** START OF Records for the task **

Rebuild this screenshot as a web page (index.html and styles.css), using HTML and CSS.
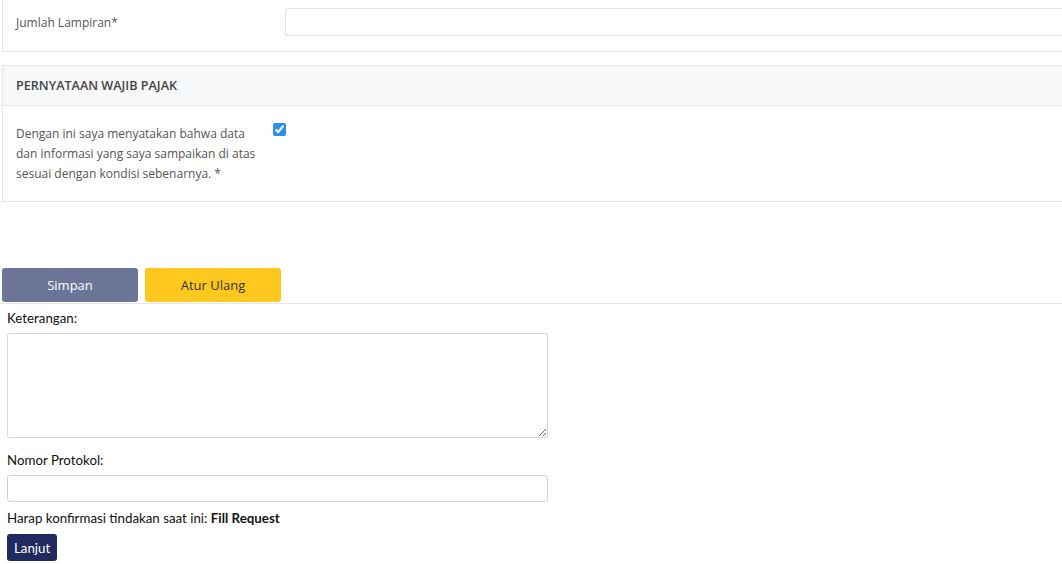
FILE: index.html
```html
<!DOCTYPE html>
<html lang="id">
<head>
    <meta charset="UTF-8">
    <title>Formulir Permohonan</title>
    <link rel="stylesheet" href="styles.css">
</head>
<body>
    <div class="form-area">
        <div class="card card-first">
            <div class="form-row">
                <label class="row-label">Jumlah Lampiran*</label>
                <input type="text" class="row-input">
            </div>
        </div>

        <div class="card">
            <div class="card-header">PERNYATAAN WAJIB PAJAK</div>
            <div class="card-body">
                <p class="statement">Dengan ini saya menyatakan bahwa data dan informasi yang saya sampaikan di atas sesuai dengan kondisi sebenarnya. *</p>
                <input type="checkbox" class="statement-check" checked>
            </div>
        </div>

        <div class="actions">
            <button class="btn btn-save">Simpan</button>
            <button class="btn btn-reset">Atur Ulang</button>
        </div>
    </div>

    <div class="workflow">
        <label class="wf-label">Keterangan:</label>
        <textarea class="wf-textarea"></textarea>

        <label class="wf-label wf-gap">Nomor Protokol:</label>
        <input type="text" class="wf-input">

        <p class="wf-confirm">Harap konfirmasi tindakan saat ini: <b>Fill Request</b></p>
        <button class="btn-next">Lanjut</button>
    </div>
</body>
</html>
```

FILE: styles.css
```css
body {
    margin: 0;
    background: #fff;
    overflow: hidden;
}

.form-area {
    font-family: "Open Sans", sans-serif;
    font-size: 12px;
    color: #555;
    padding-left: 2px;
}

.card {
    border: 1px solid #e4e6ea;
    border-right: 0;
    background: #fff;
    margin-bottom: 13px;
}

.card-first {
    border-top: 0;
}

.form-row {
    display: flex;
    align-items: center;
    padding: 8px 0 15px 13px;
}

.row-label {
    width: 269px;
    flex-shrink: 0;
}

.row-input {
    flex: 1;
    height: 28px;
    box-sizing: border-box;
    border: 1px solid #dfe1e5;
    border-right: 0;
    border-radius: 3px 0 0 3px;
    margin: 0;
}

.card-header {
    background: #f7f8fa;
    border-bottom: 1px solid #e4e6ea;
    height: 39px;
    line-height: 39px;
    padding-left: 13px;
    font-size: 12.6px;
    font-weight: 600;
    color: #444;
}

.card-body {
    display: flex;
    align-items: flex-start;
    padding: 18px 0 17px 13px;
}

.statement {
    width: 250px;
    margin: 0;
    line-height: 20px;
}

.statement-check {
    width: 13px;
    height: 13px;
    margin: -1px 0 0 7px;
    accent-color: #2b8ff0;
}

.actions {
    display: flex;
    gap: 7px;
    margin-top: 66px;
    border-bottom: 1px solid #e8e8e8;
    margin-left: -2px;
    padding-left: 2px;
    padding-bottom: 1px;
}

.btn {
    width: 136px;
    height: 34px;
    border: 0;
    border-radius: 3px;
    font-family: "Open Sans", sans-serif;
    font-size: 13px;
}

.btn-save {
    background: #6c7598;
    color: #fff;
}

.btn-reset {
    background: #ffc81e;
    color: #333;
}

.workflow {
    font-family: Lato, sans-serif;
    font-size: 13.3px;
    color: #111;
    padding: 4px 0 0 7px;
    display: flex;
    flex-direction: column;
    align-items: flex-start;
}

.wf-label {
    line-height: 20px;
    margin-bottom: 5px;
}

.wf-gap {
    margin-top: 12px;
}

.wf-textarea {
    width: 541px;
    height: 105px;
    box-sizing: border-box;
    border: 1px solid #d8d8d8;
    border-radius: 2px;
    margin: 0;
}

.wf-input {
    width: 541px;
    height: 27px;
    box-sizing: border-box;
    border: 1px solid #cfd3d8;
    border-radius: 3px;
    margin: 0;
}

.wf-confirm {
    margin: 6px 0 6px;
    line-height: 20px;
}

.btn-next {
    height: 27px;
    padding: 0 7px;
    border: 0;
    border-radius: 3px;
    background: #202a5e;
    color: #fff;
    font-family: Lato, sans-serif;
    font-size: 13.3px;
}
```
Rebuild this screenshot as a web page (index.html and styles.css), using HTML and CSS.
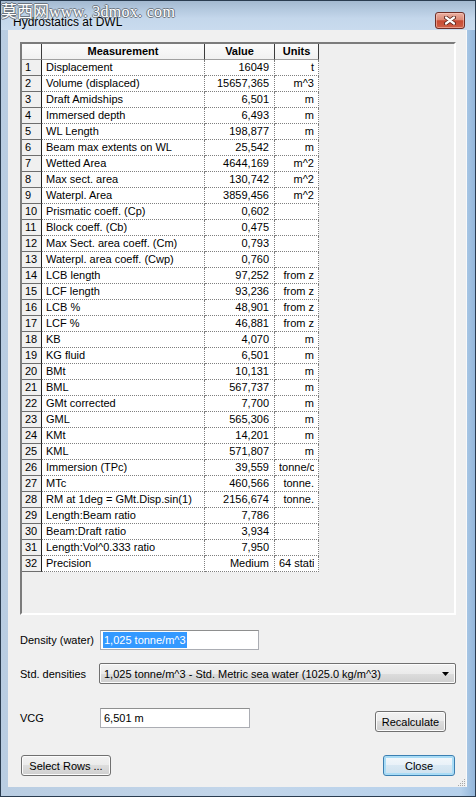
FILE: index.html
```html
<!DOCTYPE html>
<html lang="en">
<head>
    <meta charset="UTF-8">
    <meta name="viewport" content="width=device-width, initial-scale=1.0">
    <title>Hydrostatics at DWL</title>
    <link rel="stylesheet" href="styles.css">
</head>
<body>
    <div class="window">
        <div class="watermark">莫西网<span class="wm-url">www. 3dmox. com</span></div>

        <div class="titlebar">
            <span class="title">Hydrostatics at DWL</span>
            <button class="title-close" aria-label="Close">
                <svg width="12" height="9" viewBox="0 0 12 9">
                    <path d="M2 1.5 L10 7.5 M10 1.5 L2 7.5" stroke="#5a2219" stroke-width="4" stroke-linecap="round"/>
                    <path d="M2 1.5 L10 7.5 M10 1.5 L2 7.5" stroke="#fff" stroke-width="2.2" stroke-linecap="round"/>
                </svg>
            </button>
        </div>

        <div class="client">
            <div class="grid">
                <table class="results">
                    <thead>
                        <tr>
                            <th class="rh"></th>
                            <th class="c-name">Measurement</th>
                            <th class="c-val">Value</th>
                            <th class="c-unit">Units</th>
                        </tr>
                    </thead>
                    <tbody>
                        <tr><td class="rh">1</td><td>Displacement</td><td class="num">16049</td><td class="unit">t</td></tr>
                        <tr><td class="rh">2</td><td>Volume (displaced)</td><td class="num">15657,365</td><td class="unit">m^3</td></tr>
                        <tr><td class="rh">3</td><td>Draft Amidships</td><td class="num">6,501</td><td class="unit">m</td></tr>
                        <tr><td class="rh">4</td><td>Immersed depth</td><td class="num">6,493</td><td class="unit">m</td></tr>
                        <tr><td class="rh">5</td><td>WL Length</td><td class="num">198,877</td><td class="unit">m</td></tr>
                        <tr><td class="rh">6</td><td>Beam max extents on WL</td><td class="num">25,542</td><td class="unit">m</td></tr>
                        <tr><td class="rh">7</td><td>Wetted Area</td><td class="num">4644,169</td><td class="unit">m^2</td></tr>
                        <tr><td class="rh">8</td><td>Max sect. area</td><td class="num">130,742</td><td class="unit">m^2</td></tr>
                        <tr><td class="rh">9</td><td>Waterpl. Area</td><td class="num">3859,456</td><td class="unit">m^2</td></tr>
                        <tr><td class="rh">10</td><td>Prismatic coeff. (Cp)</td><td class="num">0,602</td><td class="unit"></td></tr>
                        <tr><td class="rh">11</td><td>Block coeff. (Cb)</td><td class="num">0,475</td><td class="unit"></td></tr>
                        <tr><td class="rh">12</td><td>Max Sect. area coeff. (Cm)</td><td class="num">0,793</td><td class="unit"></td></tr>
                        <tr><td class="rh">13</td><td>Waterpl. area coeff. (Cwp)</td><td class="num">0,760</td><td class="unit"></td></tr>
                        <tr><td class="rh">14</td><td>LCB length</td><td class="num">97,252</td><td class="unit">from z</td></tr>
                        <tr><td class="rh">15</td><td>LCF length</td><td class="num">93,236</td><td class="unit">from z</td></tr>
                        <tr><td class="rh">16</td><td>LCB %</td><td class="num">48,901</td><td class="unit">from z</td></tr>
                        <tr><td class="rh">17</td><td>LCF %</td><td class="num">46,881</td><td class="unit">from z</td></tr>
                        <tr><td class="rh">18</td><td>KB</td><td class="num">4,070</td><td class="unit">m</td></tr>
                        <tr><td class="rh">19</td><td>KG fluid</td><td class="num">6,501</td><td class="unit">m</td></tr>
                        <tr><td class="rh">20</td><td>BMt</td><td class="num">10,131</td><td class="unit">m</td></tr>
                        <tr><td class="rh">21</td><td>BML</td><td class="num">567,737</td><td class="unit">m</td></tr>
                        <tr><td class="rh">22</td><td>GMt corrected</td><td class="num">7,700</td><td class="unit">m</td></tr>
                        <tr><td class="rh">23</td><td>GML</td><td class="num">565,306</td><td class="unit">m</td></tr>
                        <tr><td class="rh">24</td><td>KMt</td><td class="num">14,201</td><td class="unit">m</td></tr>
                        <tr><td class="rh">25</td><td>KML</td><td class="num">571,807</td><td class="unit">m</td></tr>
                        <tr><td class="rh">26</td><td>Immersion (TPc)</td><td class="num">39,559</td><td class="unit"><span class="clip">tonne/c</span></td></tr>
                        <tr><td class="rh">27</td><td>MTc</td><td class="num">460,566</td><td class="unit">tonne.</td></tr>
                        <tr><td class="rh">28</td><td>RM at 1deg = GMt.Disp.sin(1)</td><td class="num">2156,674</td><td class="unit">tonne.</td></tr>
                        <tr><td class="rh">29</td><td>Length:Beam ratio</td><td class="num">7,786</td><td class="unit"></td></tr>
                        <tr><td class="rh">30</td><td>Beam:Draft ratio</td><td class="num">3,934</td><td class="unit"></td></tr>
                        <tr><td class="rh">31</td><td>Length:Vol^0.333 ratio</td><td class="num">7,950</td><td class="unit"></td></tr>
                        <tr><td class="rh">32</td><td>Precision</td><td class="num">Medium</td><td class="unit"><span class="clip">64 stati</span></td></tr>
                    </tbody>
                </table>
            </div>

            <div class="field field-density">
                <label>Density (water)</label>
                <div class="textbox tb-density"><span class="selected">1,025 tonne/m^3</span></div>
            </div>

            <div class="field field-std">
                <label>Std. densities</label>
                <div class="combo">
                    <span>1,025 tonne/m^3 - Std. Metric sea water (1025.0 kg/m^3)</span>
                    <svg width="7" height="4" viewBox="0 0 7 4"><path d="M0 0 H7 L3.5 4 Z" fill="#000"/></svg>
                </div>
            </div>

            <div class="field field-vcg">
                <label>VCG</label>
                <div class="textbox tb-vcg">6,501 m</div>
                <button class="btn btn-recalc">Recalculate</button>
            </div>

            <div class="actions">
                <button class="btn btn-select">Select Rows ...</button>
                <button class="btn btn-close">Close</button>
            </div>

            <svg class="grip" width="10" height="10" viewBox="0 0 10 10">
                <g fill="#a7a7a7">
                    <rect x="8" y="2" width="1" height="1"/>
                    <rect x="6" y="4" width="1" height="1"/><rect x="8" y="4" width="1" height="1"/>
                    <rect x="4" y="6" width="1" height="1"/><rect x="6" y="6" width="1" height="1"/><rect x="8" y="6" width="1" height="1"/>
                    <rect x="2" y="8" width="1" height="1"/><rect x="4" y="8" width="1" height="1"/><rect x="6" y="8" width="1" height="1"/><rect x="8" y="8" width="1" height="1"/>
                </g>
            </svg>
        </div>
    </div>
</body>
</html>
```

FILE: styles.css
```css
* {
    margin: 0;
    padding: 0;
    box-sizing: border-box;
}

body {
    width: 476px;
    height: 797px;
    background: #20344a;
    font-family: "Liberation Sans", Arial, sans-serif;
    font-size: 11px;
    color: #000;
}

.window {
    position: relative;
    width: 476px;
    height: 797px;
    border: 1px solid #2a3c50;
    background: linear-gradient(90deg, #b9cde2 0%, #c3d6ea 50%, #b6d1ec 97%, #93b6da 100%);
    padding: 0 8px 9px 7px;
    display: flex;
    flex-direction: column;
}

/* watermark burned into the screenshot */
.watermark {
    position: absolute;
    top: 0;
    left: 0;
    z-index: 2;
    font-family: "Noto Sans CJK SC", sans-serif;
    font-size: 16px;
    line-height: 18px;
    color: #fff;
    text-shadow: 1px 0 0 #6d7680, -1px 0 0 #6d7680, 0 1px 0 #6d7680, 0 -1px 0 #6d7680;
    white-space: nowrap;
}

.wm-url {
    font-family: "Liberation Serif", serif;
    font-size: 16px;
    letter-spacing: 0.3px;
}

.titlebar {
    height: 29px;
    margin: 0 -8px 0 -7px;
    padding: 11px 10px 0 12px;
    display: flex;
    align-items: flex-start;
    justify-content: space-between;
    background: linear-gradient(180deg, #a3b9d0 0%, #b4c9df 30%, #c4d7eb 60%, #c9dbee 100%);
}

.title {
    margin-top: 2px;
    font-size: 12px;
    line-height: 16px;
    color: #000;
    text-shadow: 0 0 4px rgba(255, 255, 255, 0.7);
}

.title-close {
    width: 30px;
    height: 17px;
    border: 1px solid #6e2e26;
    border-radius: 3px;
    background: linear-gradient(180deg, #eab0a2 0%, #dc8a76 45%, #c74a33 52%, #cf6148 100%);
    box-shadow: inset 0 0 0 1px rgba(255, 210, 200, 0.5);
    display: flex;
    align-items: center;
    justify-content: center;
}

.client {
    position: relative;
    flex: 1;
    background: #f0f0f0;
    padding: 12px 10px 0 12px;
    border-right: 1px solid #fafafa;
}

.grid {
    height: 573px;
    border: 2px solid;
    border-color: #7b7b7b #ffffff #ffffff #7b7b7b;
    background: #efefef;
    overflow: hidden;
}

.results {
    border-collapse: separate;
    border-spacing: 0;
    table-layout: fixed;
    width: 297px;
}

.results th,
.results td {
    box-sizing: border-box;
    height: 16px;
    line-height: 15px;
    white-space: nowrap;
    overflow: hidden;
}

.results th {
    font-weight: bold;
    text-align: center;
    background: linear-gradient(180deg, #fbfbfb 0%, #f1f1f1 100%);
    border-right: 1px solid #3c3c3c;
    border-bottom: 1px solid #a0a0a0;
}

.results th.rh {
    width: 20px;
}

.results .c-name {
    width: 163px;
}

.results .c-val {
    width: 70px;
}

.results .c-unit {
    width: 44px;
}

.results td {
    background: #fff;
    padding: 0 4px;
    border-right: 1px dotted #7f7f7f;
    border-bottom: 1px dotted #7f7f7f;
}

.results td.rh {
    background: #f0f0f0;
    padding: 0 0 0 3px;
    border-right: 1px solid #1e1e1e;
    border-bottom: 1px solid #6e6e6e;
}

.results td.num {
    text-align: right;
    padding-right: 5px;
}

.results td.unit {
    text-align: right;
    padding-right: 4px;
}

.results .clip {
    display: block;
    overflow: hidden;
    text-align: left;
}

.field {
    display: flex;
    align-items: center;
}

.field label {
    width: 80px;
    flex-shrink: 0;
}

.field-density {
    margin-top: 15px;
}

.field-std {
    margin-top: 13px;
}

.field-std label {
    width: 79px;
}

.field-vcg {
    margin-top: 24px;
    align-items: flex-start;
}

.field-vcg label {
    line-height: 20px;
}

.textbox {
    height: 20px;
    background: #fff;
    border: 1px solid #abadb3;
    border-top-color: #8e8f8f;
    padding: 0 2px;
    display: flex;
    align-items: center;
}

.tb-density {
    width: 159px;
}

.tb-vcg {
    width: 150px;
    padding-left: 3px;
}

.selected {
    background: #3399ff;
    color: #fff;
    line-height: 16px;
    padding: 0 1px;
}

.combo {
    width: 358px;
    height: 21px;
    border: 1px solid #707070;
    border-radius: 2px;
    background: linear-gradient(180deg, #f2f2f2 0%, #ebebeb 50%, #dddddd 50%, #cfcfcf 100%);
    box-shadow: inset 0 0 0 1px #fcfcfc;
    padding: 0 6px 0 4px;
    display: flex;
    align-items: center;
    justify-content: space-between;
}

.btn {
    height: 21px;
    font-family: "Liberation Sans", Arial, sans-serif;
    font-size: 11px;
    color: #000;
    border: 1px solid #707070;
    border-radius: 3px;
    background: linear-gradient(180deg, #f2f2f2 0%, #ebebeb 50%, #dddddd 50%, #cfcfcf 100%);
    box-shadow: inset 0 0 0 1px #fcfcfc;
}

.btn-recalc {
    width: 71px;
    margin: 3px 10px 0 auto;
}

.actions {
    margin-top: 23px;
    display: flex;
    justify-content: space-between;
    padding: 0 1px;
}

.btn-select {
    width: 90px;
}

.btn-close {
    width: 72px;
    border-color: #3c7fb1;
    background: linear-gradient(180deg, #f4f8fb 0%, #e8f1f8 50%, #d9e8f3 50%, #cde1ef 100%);
    box-shadow: inset 0 0 0 2px #a9dcf6;
}

.grip {
    position: absolute;
    right: 0;
    bottom: 0;
}
```
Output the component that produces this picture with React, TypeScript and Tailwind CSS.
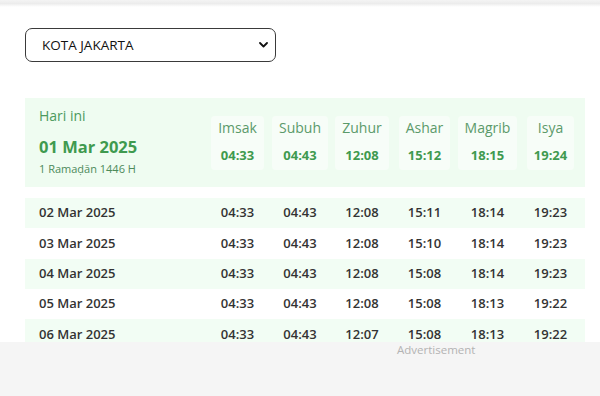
import React from "react";

const prayers = ["Imsak", "Subuh", "Zuhur", "Ashar", "Magrib", "Isya"];
const today = ["04:33", "04:43", "12:08", "15:12", "18:15", "19:24"];

const rows = [
  { date: "02 Mar 2025", times: ["04:33", "04:43", "12:08", "15:11", "18:14", "19:23"] },
  { date: "03 Mar 2025", times: ["04:33", "04:43", "12:08", "15:10", "18:14", "19:23"] },
  { date: "04 Mar 2025", times: ["04:33", "04:43", "12:08", "15:08", "18:14", "19:23"] },
  { date: "05 Mar 2025", times: ["04:33", "04:43", "12:08", "15:08", "18:13", "19:22"] },
  { date: "06 Mar 2025", times: ["04:33", "04:43", "12:07", "15:08", "18:13", "19:22"] },
];

const cols = "grid grid-cols-[181px_63px_62px_62px_63px_63px_63px]";

export default function App() {
  return (
    <div className="relative h-[396px] w-[600px] overflow-hidden bg-white font-['Open_Sans',sans-serif]">
      {/* top shadow strip */}
      <div className="h-[7px] bg-gradient-to-b from-[#f4f4f4] via-[#ececec] to-white" />

      <div className="px-[25px]">
        {/* kota select */}
        <div className="mt-[21px] flex h-[34px] w-[251px] items-center justify-between rounded-[7px] border border-[#3a3a3a] pl-[16px] pr-[7px]">
          <span className="text-[13.5px] text-[#111]">KOTA JAKARTA</span>
          <svg width="9" height="6" viewBox="0 0 9 6" fill="none">
            <path d="M1 1l3.5 3.5L8 1" stroke="#111" strokeWidth="1.8" strokeLinecap="round" strokeLinejoin="round" />
          </svg>
        </div>

        {/* hari ini */}
        <div className={`${cols} mt-[36px] h-[89px] w-[560px] items-center bg-[#effcf1]`}>
          <div className="flex flex-col pl-[14px] pb-[2px]">
            <span className="text-[14px] leading-[16px] text-[#4c9a5e]">Hari ini</span>
            <span className="mt-[13px] text-[16.5px] font-bold leading-[20px] text-[#3f9a4f]">01 Mar 2025</span>
            <span className="mt-[5px] text-[11px] leading-[14px] text-[#4c8a5a]">1 Ramaḍān 1446 H</span>
          </div>
          {prayers.map((p, i) => (
            <div key={p} className="flex justify-center">
              <div className="flex h-[54px] flex-col items-center justify-center rounded-[4px] bg-[#f7fdf8] px-[7px] pb-[2px]">
                <span className="text-[14px] leading-[16px] text-[#5b9a6a]">{p}</span>
                <span className="mt-[11px] text-[13px] font-bold leading-[16px] text-[#3f9a4f]">{today[i]}</span>
              </div>
            </div>
          ))}
        </div>

        {/* jadwal */}
        <div className="mt-[11px] w-[560px]">
          {rows.map((r, idx) => (
            <div key={r.date} className={`${cols} h-[30.3px] items-center ${idx % 2 === 0 ? "bg-[#f2fdf4]" : "bg-white"}`}>
              <span className="pl-[14px] text-[13px] font-semibold text-[#333]">{r.date}</span>
              {r.times.map((t, i) => (
                <span key={i} className="text-center text-[13px] font-semibold text-[#333]">{t}</span>
              ))}
            </div>
          ))}
        </div>
      </div>

      {/* iklan */}
      <div className="absolute bottom-0 left-0 h-[54px] w-full bg-[#f5f5f5]">
        <p className="ml-[397px] text-[11.5px] leading-[16px] text-[#b3b3b3]">Advertisement</p>
      </div>
    </div>
  );
}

** END OF Records for the task **

Only the lines from the one bearing "Output the component" to the one bearing "import React from", both included, should be restated word for word, with pictures left out.

- [Exercise response]:
Output the component that produces this picture with React, TypeScript and Tailwind CSS.
import React from "react";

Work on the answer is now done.